TO DO -> Retype, please, the listing from its opening line through the line that contains "import React from", both included, without the pictures.

▬▬▬

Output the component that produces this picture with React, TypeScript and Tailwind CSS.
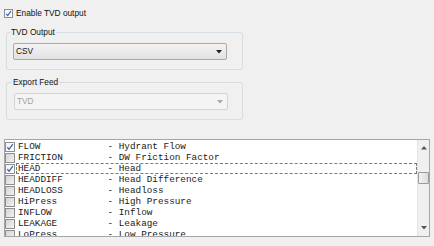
import React from "react";

const items: [string, string, boolean][] = [
  ["FLOW", "Hydrant Flow", true],
  ["FRICTION", "DW Friction Factor", false],
  ["HEAD", "Head", true],
  ["HEADDIFF", "Head Difference", false],
  ["HEADLOSS", "Headloss", false],
  ["HiPress", "High Pressure", false],
  ["INFLOW", "Inflow", false],
  ["LEAKAGE", "Leakage", false],
  ["LoPress", "Low Pressure", false],
  ["OUTFLOW", "Outflow", false],
];

function Check({ checked, size }: { checked: boolean; size: number }) {
  return (
    <div
      className={
        "shrink-0 border border-[#8e8f8f] flex items-center justify-center " +
        (checked
          ? "bg-gradient-to-br from-[#f4f4f4] to-[#ffffff]"
          : "bg-gradient-to-br from-[#d4d4d4] to-[#f2f2f2]")
      }
      style={{ width: size, height: size }}
    >
      {checked && (
        <svg width={size - 2} height={size - 2} viewBox="0 0 8 8">
          <path d="M1.3 4.3 L3.1 6.3 L6.8 1.2" fill="none" stroke="#3a5fb5" strokeWidth="1.3" />
        </svg>
      )}
    </div>
  );
}

function Combo({ value, disabled }: { value: string; disabled?: boolean }) {
  return (
    <div
      className={
        "w-[214px] h-[17px] rounded-[2px] border flex items-center justify-between pl-[2px] pr-[4px] " +
        (disabled
          ? "border-[#d3d3d3] bg-[#f4f4f4] text-[#a3a3a3]"
          : "border-[#a9a9a9] bg-gradient-to-b from-[#f3f3f3] to-[#e2e2e2] text-[#111]")
      }
    >
      <span className="text-[8.3px] leading-none">{value}</span>
      <svg width="6" height="4" viewBox="0 0 6 4">
        <path d="M0 0 H6 L3 3.5 Z" fill={disabled ? "#a9a9a9" : "#222"} />
      </svg>
    </div>
  );
}

function Group({ title, children, titleLeft }: { title: string; children: React.ReactNode; titleLeft: number }) {
  return (
    <div className="relative ml-[6px] w-[237px] h-[38px] border border-[#d5dce2] rounded-[3px] pt-[10px] pl-[6px]">
      <span
        className="absolute top-[-6px] bg-[#f0f0f0] px-[1px] text-[8.3px] leading-[10px] text-[#111]"
        style={{ left: titleLeft }}
      >
        {title}
      </span>
      {children}
    </div>
  );
}

export default function App() {
  return (
    <div
      className="w-[434px] h-[246px] bg-[#f0f0f0] overflow-hidden flex flex-col pt-[9px]"
      style={{ fontFamily: '"Liberation Sans", Arial, sans-serif' }}
    >
      <div className="flex items-center h-[9px] pl-[4px] gap-[3px]">
        <Check checked size={9} />
        <span className="text-[8.3px] leading-none text-[#111]">Enable TVD output</span>
      </div>

      <div className="mt-[14px]">
        <Group title="TVD Output" titleLeft={3}>
          <Combo value="CSV" />
        </Group>
      </div>

      <div className="mt-[12px]">
        <Group title="Export Feed" titleLeft={5}>
          <div className="pl-[1px]">
            <Combo value="TVD" disabled />
          </div>
        </Group>
      </div>

      <div className="mt-[19px] ml-[4px] w-[426px] h-[98px] border border-[#a3a6ab] bg-white flex">
        <div
          className="flex-1 flex flex-col pt-[1px] overflow-hidden text-[9.33px] text-[#1a1a1a]"
          style={{ fontFamily: '"Liberation Mono", "Courier New", monospace' }}
        >
          {items.map(([name, desc, checked]) => (
            <div key={name} className="flex items-center h-[11px] shrink-0">
              <Check checked={checked} size={10} />
              <span
                className={
                  "ml-[1px] flex-1 h-[11px] flex items-center px-[1px] whitespace-pre leading-none " +
                  (name === "HEAD" ? "border border-dashed border-[#7a7a7a]" : "border border-transparent")
                }
              >
                {name.padEnd(16, " ") + "- " + desc}
              </span>
            </div>
          ))}
        </div>
        <div className="w-[12px] bg-[#f0f0f0] border-l border-[#e3e3e3] flex flex-col items-center">
          <svg width="6" height="4" viewBox="0 0 6 4" className="mt-[6px]">
            <path d="M0 3.5 H6 L3 0 Z" fill="#555" />
          </svg>
          <div className="mt-[22px] w-[11px] h-[12px] rounded-[1px] border border-[#9a9a9a] bg-gradient-to-r from-[#f3f3f3] to-[#dcdcdc]" />
          <div className="flex-1" />
          <svg width="6" height="4" viewBox="0 0 6 4" className="mb-[6px]">
            <path d="M0 0 H6 L3 3.5 Z" fill="#555" />
          </svg>
        </div>
      </div>
    </div>
  );
}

▬▬▬

EXERCISE OUTPUT ->
Output the component that produces this picture with React, TypeScript and Tailwind CSS.
import React from "react";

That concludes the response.